Current drivers education in Pennsylvania needs a serious overhaul. We require a car inspection and registration every year, but never retest drivers, ever. I was not even required to parallel park for my drivers test because I took the test in a very rural area, then I moved to a city and had to do it every day with a manual transmission vehicle, on a hill, in the winter.

More lengthy written test, more thorough drivers test, compulsory retesting if you have a certain number of traffic citations or traffic incidents, when switching licenses from out of state, or every 5 to 10 years to re-certify your knowledge of new laws and regulations.

Tests should include an entire section with respect to bicycle safety, for both the sake of drivers knowing how to operate around bicycles, but also for drivers who become cyclists (since most people who bike also drive).

Enfrorcement is also nearly non-existent in the city, and very sporadic outside of the city. Automated and manual measures need to be used to enforce the rules, otherwise they will never be followed.
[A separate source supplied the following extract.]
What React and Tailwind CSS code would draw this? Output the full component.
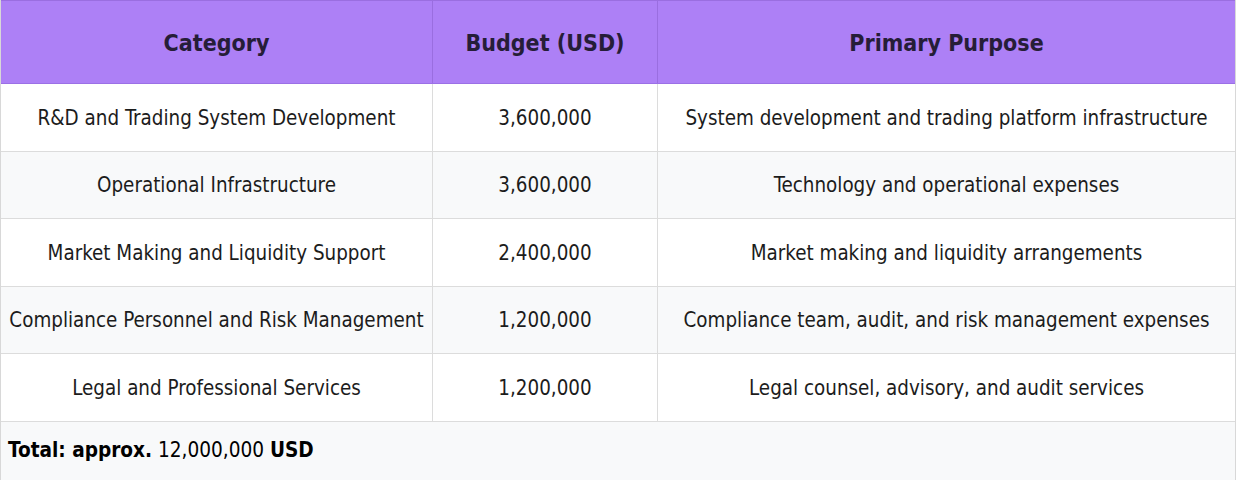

Lastly, Infrastructure needs to be looked at from a behavioral and societal standpoint in addition to just an engineering challenge. What causes the pittsburgh left? Could it be no way to make a legal left turn at some intersections due to lack of signal for left turn only and gridlock that never leaves an opening? What causes cyclists to blow lights and pedestrians to jaywalk? They feel safer doing that than following lights and crosswalks are not designed with their use case in mind. What causes speeding? Lack of enforcement, roads engineered for speed in excess of the limit, and the feeling unsafe driving at the speed limit due to excessive speed differential with most traffic (who all speed). Some of these assertions may be a bit presumptuous, but they are just to point out how infrastructure plays a role in behavior.

This isn’t a Pittsburgh problem, it’s a state wide problem (probably a nation wide problem).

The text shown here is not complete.